Depend upon it, the measure in which a man has the love of God in him can be very fairly estimated by the extent to which he is doing this. There is a test for you Christian people. There have been plenty of men and women in all ages of the Church, and they abound in this generation, who will make no scruple of declaring that they possess a portion of this Divine Spirit and a spark of God in their souls. Well then, I say, here is the test, bring it all to this -- does that life within you cast out your own evil desires? If it does, well; if it does not, the less you say about Christ in your hearts the less likely you will be to become either a hypocrite, or a self-deceiver.

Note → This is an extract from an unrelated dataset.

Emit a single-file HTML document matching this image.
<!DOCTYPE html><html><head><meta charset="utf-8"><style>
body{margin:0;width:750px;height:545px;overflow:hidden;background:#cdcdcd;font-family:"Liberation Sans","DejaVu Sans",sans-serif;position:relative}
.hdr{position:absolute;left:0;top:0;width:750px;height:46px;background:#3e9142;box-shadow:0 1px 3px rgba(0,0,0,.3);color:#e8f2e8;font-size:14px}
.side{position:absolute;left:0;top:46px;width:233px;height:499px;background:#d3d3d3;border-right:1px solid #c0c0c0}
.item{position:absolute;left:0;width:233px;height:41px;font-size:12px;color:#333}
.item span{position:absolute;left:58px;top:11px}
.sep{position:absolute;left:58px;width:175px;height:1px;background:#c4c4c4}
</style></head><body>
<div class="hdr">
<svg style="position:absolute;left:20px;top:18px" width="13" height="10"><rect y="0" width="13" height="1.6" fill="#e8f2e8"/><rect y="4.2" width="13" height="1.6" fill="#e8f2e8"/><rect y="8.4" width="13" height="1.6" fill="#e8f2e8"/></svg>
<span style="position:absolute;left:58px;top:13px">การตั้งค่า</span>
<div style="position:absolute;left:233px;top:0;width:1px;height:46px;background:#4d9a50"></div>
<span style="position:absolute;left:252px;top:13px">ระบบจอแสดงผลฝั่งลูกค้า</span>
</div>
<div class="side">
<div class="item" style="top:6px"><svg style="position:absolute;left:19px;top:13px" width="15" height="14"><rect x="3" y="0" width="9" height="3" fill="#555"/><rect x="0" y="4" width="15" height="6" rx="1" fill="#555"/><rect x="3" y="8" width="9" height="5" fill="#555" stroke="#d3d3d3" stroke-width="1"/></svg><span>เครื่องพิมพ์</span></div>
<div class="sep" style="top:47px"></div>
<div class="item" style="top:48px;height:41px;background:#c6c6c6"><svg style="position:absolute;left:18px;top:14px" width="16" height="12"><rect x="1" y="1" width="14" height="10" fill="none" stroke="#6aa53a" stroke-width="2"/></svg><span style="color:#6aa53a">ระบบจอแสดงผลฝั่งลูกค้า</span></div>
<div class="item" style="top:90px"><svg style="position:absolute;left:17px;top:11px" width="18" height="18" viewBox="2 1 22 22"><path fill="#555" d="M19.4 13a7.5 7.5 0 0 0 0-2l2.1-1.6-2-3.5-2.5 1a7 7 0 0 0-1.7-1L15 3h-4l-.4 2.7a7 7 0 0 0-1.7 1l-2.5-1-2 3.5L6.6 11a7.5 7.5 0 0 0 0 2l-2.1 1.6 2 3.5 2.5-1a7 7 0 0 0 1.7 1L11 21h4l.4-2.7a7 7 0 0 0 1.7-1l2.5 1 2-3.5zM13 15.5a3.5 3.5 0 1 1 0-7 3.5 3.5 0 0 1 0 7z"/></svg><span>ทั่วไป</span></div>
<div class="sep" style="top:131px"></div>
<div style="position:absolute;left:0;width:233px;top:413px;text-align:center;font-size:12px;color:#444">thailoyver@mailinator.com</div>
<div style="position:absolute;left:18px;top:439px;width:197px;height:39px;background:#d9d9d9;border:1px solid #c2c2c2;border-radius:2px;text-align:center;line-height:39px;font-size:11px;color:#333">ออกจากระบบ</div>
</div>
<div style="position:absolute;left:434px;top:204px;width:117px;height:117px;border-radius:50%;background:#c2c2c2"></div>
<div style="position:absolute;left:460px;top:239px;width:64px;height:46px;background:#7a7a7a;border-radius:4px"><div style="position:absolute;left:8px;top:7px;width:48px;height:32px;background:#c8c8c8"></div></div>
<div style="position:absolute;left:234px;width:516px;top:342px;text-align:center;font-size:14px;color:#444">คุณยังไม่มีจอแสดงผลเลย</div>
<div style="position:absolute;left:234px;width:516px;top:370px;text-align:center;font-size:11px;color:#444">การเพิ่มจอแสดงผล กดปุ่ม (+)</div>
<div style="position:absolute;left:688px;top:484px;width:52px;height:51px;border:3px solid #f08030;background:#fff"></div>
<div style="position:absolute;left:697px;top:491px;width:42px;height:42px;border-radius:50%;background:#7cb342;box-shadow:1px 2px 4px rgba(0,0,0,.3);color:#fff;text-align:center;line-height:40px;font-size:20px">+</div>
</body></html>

And so, brethren, remember, one last word, viz., that whilst on the one hand whoever has the life of God in his heart will be fleeing from this corruption, on the other hand you can weaken -- ay! and you can kill the Divine life by not so fleeing. You have got it, if you have it, to nourish, to cherish, and to do that most of all by obeying it. If you do not obey, and if habitually you keep the plant with all its buds picked off one after another as they begin to form, you will kill it sooner or later. You Christian men and women take warning. God has given you Jesus Christ. It was worth while for Christ to live; it was worth while for Christ to die, in order that into the souls of all sinful, God-forgetting, devil-following men there might pass this Promethean spark of the true fire.
You get it, if you will, by simple faith. You will not keep it unless you obey it. Mind you do not quench the Holy Spirit, and extinguish the very life of God in your souls.